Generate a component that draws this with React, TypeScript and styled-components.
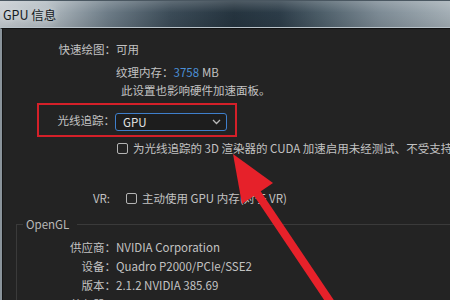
import React from 'react';
import styled, { createGlobalStyle } from 'styled-components';

const GlobalStyle = createGlobalStyle`
    html, body {
        margin: 0;
        padding: 0;
        background: #232323;
    }
`;

const Page = styled.div`
    position: relative;
    width: 450px;
    height: 300px;
    overflow: hidden;
    display: flex;
    flex-direction: column;
    background: #232323;
    font-family: "Noto Sans CJK SC", "Noto Sans", sans-serif;
    font-size: 11.5px;
    color: #c2c2c2;
`;

const TitleBar = styled.div`
    height: 26px;
    flex-shrink: 0;
    display: flex;
    align-items: center;
    padding-left: 3px;
    border-top: 1px solid #4a5761;
    border-bottom: 1px solid #b8c2c9;
    background:
        linear-gradient(180deg, rgba(255, 255, 255, 0.18) 0%, rgba(255, 255, 255, 0) 45%, rgba(0, 0, 0, 0.08) 100%),
        linear-gradient(90deg, #c6ccd1 0%, #b3bcc2 10%, #6d7c87 24%, #3b4b57 38%, #25343f 52%, #2c3c48 62%, #4f606b 72%, #7c8a94 84%, #a4afb6 100%);
`;

const Title = styled.span`
    font-family: "Noto Sans CJK SC", "Noto Sans", sans-serif;
    font-size: 12.5px;
    color: #151a1e;
    text-shadow: 0 0 6px rgba(255, 255, 255, 0.7);
`;

const Frame = styled.div`
    flex: 1;
    display: flex;
    border-left: 2px solid #8a949b;
    border-top: 1px solid #111;
`;

const Content = styled.div`
    flex: 1;
    display: flex;
    flex-direction: column;
    border-left: 1px solid #141414;
    background: #232323;
`;

const Row = styled.div<{ $h: number; $mt?: number; $label?: number }>`
    display: grid;
    grid-template-columns: ${p => p.$label ?? 113}px auto;
    align-items: center;
    height: ${p => p.$h}px;
    margin-top: ${p => p.$mt ?? 0}px;
    white-space: nowrap;
`;

const Label = styled.span<{ $pr?: number }>`
    text-align: right;
    padding-right: ${p => p.$pr ?? 0}px;
`;

const Value = styled.span<{ $pl?: number }>`
    display: flex;
    align-items: center;
    padding-left: ${p => p.$pl ?? 0}px;
`;

const Blue = styled.span`
    color: #4b8fd6;
    margin-right: 3px;
`;

const RedBox = styled.div`
    margin: 4px 0 0 34px;
    width: 200px;
    height: 34px;
    box-sizing: border-box;
    border: 2px solid #d42029;
    display: grid;
    grid-template-columns: 76px auto;
    align-items: center;
`;

const Select = styled.div`
    width: 112px;
    height: 18px;
    box-sizing: border-box;
    margin-top: 3px;
    border: 1px solid #3f7fcc;
    border-radius: 3px;
    background: #1d1d1d;
    display: flex;
    align-items: center;
    justify-content: space-between;
    padding: 0 5px 0 7px;
    color: #e4e4e4;
    font-size: 11.5px;
`;

const Check = styled.span<{ $ml?: number }>`
    width: 9px;
    height: 9px;
    margin-left: ${p => p.$ml ?? 0}px;
    margin-right: 5px;
    border: 1.5px solid #b4b4b4;
    border-radius: 2px;
    flex-shrink: 0;
`;

const Group = styled.fieldset`
    margin: 9px -20px 0 13px;
    padding: 0;
    min-width: 0;
    border: 1px solid #3a3a3a;
    border-bottom: none;
`;

const Legend = styled.legend`
    margin-left: 6px;
    padding: 0 8px 0 3px;
    line-height: 16px;
    color: #b8b8b8;
`;

const ArrowLayer = styled.svg`
    position: absolute;
    left: 0;
    top: 0;
    pointer-events: none;
`;

const ChevronIcon = () => (
    <svg width="9" height="6" viewBox="0 0 9 6">
        <path d="M1 1 L4.5 4.5 L8 1" fill="none" stroke="#b9b9b9" strokeWidth="1.3" />
    </svg>
);

export default function App() {
    return (
        <>
            <GlobalStyle />
            <Page>
                <TitleBar>
                    <Title>GPU 信息</Title>
                </TitleBar>
                <Frame>
                    <Content>
                        <Row $h={20} $mt={10}>
                            <Label>快速绘图：</Label>
                            <Value>可用</Value>
                        </Row>
                        <Row $h={18} $mt={4}>
                            <span />
                            <Value>纹理内存：<Blue>3758</Blue>MB</Value>
                        </Row>
                        <Row $h={18}>
                            <span />
                            <Value $pl={5}>此设置也影响硬件加速面板。</Value>
                        </Row>
                        <RedBox>
                            <Label>光线追踪：</Label>
                            <Select>
                                GPU
                                <ChevronIcon />
                            </Select>
                        </RedBox>
                        <Row $h={18} $mt={2}>
                            <span />
                            <Value>
                                <Check $ml={1} />
                                为光线追踪的 3D 渲染器的 CUDA 加速启用未经测试、不受支持的模式
                            </Value>
                        </Row>
                        <Row $h={18} $mt={32}>
                            <Label $pr={6}>VR:</Label>
                            <Value>
                                <Check $ml={10} />
                                主动使用 GPU 内存(对于 VR)
                            </Value>
                        </Row>
                        <Group>
                            <Legend>OpenGL</Legend>
                            <Row $h={19} $mt={5} $label={99}>
                                <Label>供应商：</Label>
                                <Value>NVIDIA Corporation</Value>
                            </Row>
                            <Row $h={19} $label={99}>
                                <Label>设备：</Label>
                                <Value>Quadro P2000/PCIe/SSE2</Value>
                            </Row>
                            <Row $h={19} $label={99}>
                                <Label>版本：</Label>
                                <Value>2.1.2 NVIDIA 385.69</Value>
                            </Row>
                            <Row $h={19} $label={99}>
                                <Label>着色器：</Label>
                                <Value>4.60 NVIDIA</Value>
                            </Row>
                        </Group>
                    </Content>
                </Frame>
                <ArrowLayer width="450" height="300" viewBox="0 0 450 300">
                    <line x1="257" y1="193" x2="333" y2="306" stroke="#e6212a" strokeWidth="8" />
                    <polygon points="233,154 242,204 273,183" fill="#e6212a" />
                </ArrowLayer>
            </Page>
        </>
    );
}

* * *

**Exercise task**: Each line of the material must be retyped exactly, except that images are omitted.

**Exercise result**:
Generate a component that draws this with React, TypeScript and styled-components.
import React from 'react';
import styled, { createGlobalStyle } from 'styled-components';

const GlobalStyle = createGlobalStyle`
    html, body {
        margin: 0;
        padding: 0;
        background: #232323;
    }
`;

const Page = styled.div`
    position: relative;
    width: 450px;
    height: 300px;
    overflow: hidden;
    display: flex;
    flex-direction: column;
    background: #232323;
    font-family: "Noto Sans CJK SC", "Noto Sans", sans-serif;
    font-size: 11.5px;
    color: #c2c2c2;
`;

const TitleBar = styled.div`
    height: 26px;
    flex-shrink: 0;
    display: flex;
    align-items: center;
    padding-left: 3px;
    border-top: 1px solid #4a5761;
    border-bottom: 1px solid #b8c2c9;
    background:
        linear-gradient(180deg, rgba(255, 255, 255, 0.18) 0%, rgba(255, 255, 255, 0) 45%, rgba(0, 0, 0, 0.08) 100%),
        linear-gradient(90deg, #c6ccd1 0%, #b3bcc2 10%, #6d7c87 24%, #3b4b57 38%, #25343f 52%, #2c3c48 62%, #4f606b 72%, #7c8a94 84%, #a4afb6 100%);
`;

const Title = styled.span`
    font-family: "Noto Sans CJK SC", "Noto Sans", sans-serif;
    font-size: 12.5px;
    color: #151a1e;
    text-shadow: 0 0 6px rgba(255, 255, 255, 0.7);
`;

const Frame = styled.div`
    flex: 1;
    display: flex;
    border-left: 2px solid #8a949b;
    border-top: 1px solid #111;
`;

const Content = styled.div`
    flex: 1;
    display: flex;
    flex-direction: column;
    border-left: 1px solid #141414;
    background: #232323;
`;

const Row = styled.div<{ $h: number; $mt?: number; $label?: number }>`
    display: grid;
    grid-template-columns: ${p => p.$label ?? 113}px auto;
    align-items: center;
    height: ${p => p.$h}px;
    margin-top: ${p => p.$mt ?? 0}px;
    white-space: nowrap;
`;

const Label = styled.span<{ $pr?: number }>`
    text-align: right;
    padding-right: ${p => p.$pr ?? 0}px;
`;

const Value = styled.span<{ $pl?: number }>`
    display: flex;
    align-items: center;
    padding-left: ${p => p.$pl ?? 0}px;
`;

const Blue = styled.span`
    color: #4b8fd6;
    margin-right: 3px;
`;

const RedBox = styled.div`
    margin: 4px 0 0 34px;
    width: 200px;
    height: 34px;
    box-sizing: border-box;
    border: 2px solid #d42029;
    display: grid;
    grid-template-columns: 76px auto;
    align-items: center;
`;

const Select = styled.div`
    width: 112px;
    height: 18px;
    box-sizing: border-box;
    margin-top: 3px;
    border: 1px solid #3f7fcc;
    border-radius: 3px;
    background: #1d1d1d;
    display: flex;
    align-items: center;
    justify-content: space-between;
    padding: 0 5px 0 7px;
    color: #e4e4e4;
    font-size: 11.5px;
`;

const Check = styled.span<{ $ml?: number }>`
    width: 9px;
    height: 9px;
    margin-left: ${p => p.$ml ?? 0}px;
    margin-right: 5px;
    border: 1.5px solid #b4b4b4;
    border-radius: 2px;
    flex-shrink: 0;
`;

const Group = styled.fieldset`
    margin: 9px -20px 0 13px;
    padding: 0;
    min-width: 0;
    border: 1px solid #3a3a3a;
    border-bottom: none;
`;

const Legend = styled.legend`
    margin-left: 6px;
    padding: 0 8px 0 3px;
    line-height: 16px;
    color: #b8b8b8;
`;

const ArrowLayer = styled.svg`
    position: absolute;
    left: 0;
    top: 0;
    pointer-events: none;
`;

const ChevronIcon = () => (
    <svg width="9" height="6" viewBox="0 0 9 6">
        <path d="M1 1 L4.5 4.5 L8 1" fill="none" stroke="#b9b9b9" strokeWidth="1.3" />
    </svg>
);

export default function App() {
    return (
        <>
            <GlobalStyle />
            <Page>
                <TitleBar>
                    <Title>GPU 信息</Title>
                </TitleBar>
                <Frame>
                    <Content>
                        <Row $h={20} $mt={10}>
                            <Label>快速绘图：</Label>
                            <Value>可用</Value>
                        </Row>
                        <Row $h={18} $mt={4}>
                            <span />
                            <Value>纹理内存：<Blue>3758</Blue>MB</Value>
                        </Row>
                        <Row $h={18}>
                            <span />
                            <Value $pl={5}>此设置也影响硬件加速面板。</Value>
                        </Row>
                        <RedBox>
                            <Label>光线追踪：</Label>
                            <Select>
                                GPU
                                <ChevronIcon />
                            </Select>
                        </RedBox>
                        <Row $h={18} $mt={2}>
                            <span />
                            <Value>
                                <Check $ml={1} />
                                为光线追踪的 3D 渲染器的 CUDA 加速启用未经测试、不受支持的模式
                            </Value>
                        </Row>
                        <Row $h={18} $mt={32}>
                            <Label $pr={6}>VR:</Label>
                            <Value>
                                <Check $ml={10} />
                                主动使用 GPU 内存(对于 VR)
                            </Value>
                        </Row>
                        <Group>
                            <Legend>OpenGL</Legend>
                            <Row $h={19} $mt={5} $label={99}>
                                <Label>供应商：</Label>
                                <Value>NVIDIA Corporation</Value>
                            </Row>
                            <Row $h={19} $label={99}>
                                <Label>设备：</Label>
                                <Value>Quadro P2000/PCIe/SSE2</Value>
                            </Row>
                            <Row $h={19} $label={99}>
                                <Label>版本：</Label>
                                <Value>2.1.2 NVIDIA 385.69</Value>
                            </Row>
                            <Row $h={19} $label={99}>
                                <Label>着色器：</Label>
                                <Value>4.60 NVIDIA</Value>
                            </Row>
                        </Group>
                    </Content>
                </Frame>
                <ArrowLayer width="450" height="300" viewBox="0 0 450 300">
                    <line x1="257" y1="193" x2="333" y2="306" stroke="#e6212a" strokeWidth="8" />
                    <polygon points="233,154 242,204 273,183" fill="#e6212a" />
                </ArrowLayer>
            </Page>
        </>
    );
}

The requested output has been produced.